The infinispan uses FileChannel (Java Platform SE 7 )
The FileChannel implements:
InterruptibleChannel (Java Platform SE 7 )
The documentation says in InterruptibleChannel
if a thread is blocked in an I/O operation on an interruptible channel then another thread may invoke the blocked thread’s interrupt method. This will cause the channel to be closed

The infinispan cache closing brakes other workers completely.

curoli · December 3, 2019, 6:09pm

I see your point.

On the one side, they say FileChannel is “safe” to be used by multiple threads concurrently, but at the same time, interrupting one thread blocking on it will close the FileChannel, so it seems to me that sharing a FileChannel between threads that can be interrupted may not be so useful. Maybe the lesson is that FileChannels should not be shared between threads after all?
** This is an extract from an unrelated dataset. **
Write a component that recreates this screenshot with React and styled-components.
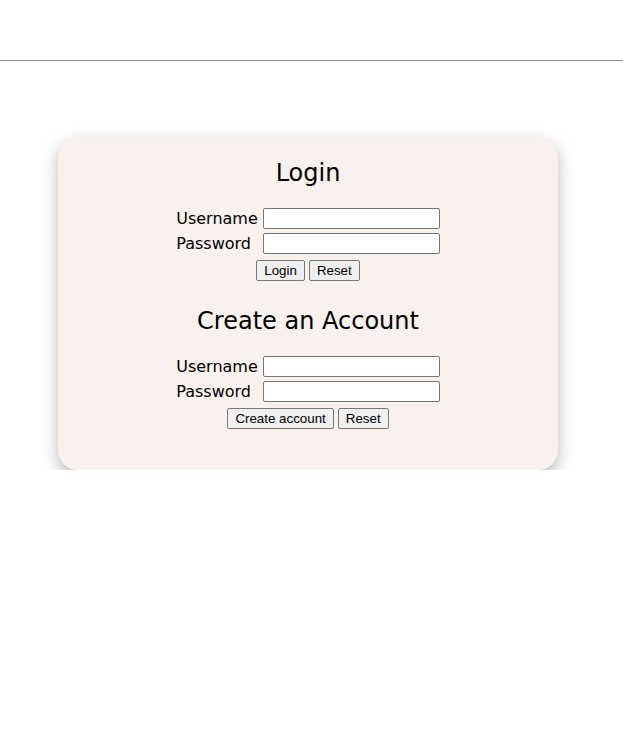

AMatveev · December 3, 2019, 6:33pm

It is retorical question for me.
How can we guarantee that there are no InterruptibleChannel interface in the 250 megabytes of libraries which are needed by us.
I am unsure either that implementing infinispan without shared filechannel is possible at all.
But I am sure that nobody will allow to merge this changes to main infinispan project.

curoli · December 3, 2019, 7:13pm

You are right. There should have been a standard way to deal with this robustly, and it is a shame that there is not.

szegedi · December 3, 2019, 8:03pm

We can provide such a function, as long as users understand the difference between a future timing out versus a computation being cancelled.

morgen-peschke · December 3, 2019, 8:52pm

A straightforward way to do this may not be providing timeout directly, but rather something more along these lines:

Future.first(
  asyncFoo(),
  Future.delay(bar, 20.seconds)
)

This way may be more clear that the value returned by the first Future to complete is taken, without implying the longer lasting one will be canceled.

viktorklang · December 4, 2019, 8:39am

Not only that, the j.u.Timer executes the TimerTask on the Timer Thread, which means that every TimerTask will delay the next TimerTask—so scaling to thousands of tasks is a highly theorhetical limit.

Agreed, in this case, perhaps the best thing would be to consider to evolve ExecutionContext to have a delay-method. But that also means having some default implementation of a clock in the stdlib.

julienrf · December 4, 2019, 11:49pm

Yes, that’s what I think too. Ideally, I’d like to remove things from Future, which seems to already handle too many concerns. I don’t think it should deal with ExecutionContexts (this should go to Task too, along with cancellation). I’d love to see Future be just a more ergonomic continuation type.

viktorklang · December 5, 2019, 11:58am

It’s highly unlikely that Future will be reduced in scope, especially not anything fundamental.

However, ever since the beginning of SIP-14 I’ve wanted to have a supertype to Future called something like Eventually[+T] which could be the type you’re looking for in the case of wanting to integrate a Task-like construct into the stdlib.

mdedetrich · December 5, 2019, 12:06pm

We just use akka.pattern.after everywhere, since akka invariably ends up in our dependency list due to transitive dependencies, it hasn’t been a huge problem.

Agree that we should have something equivalent already in Future to do timeouts.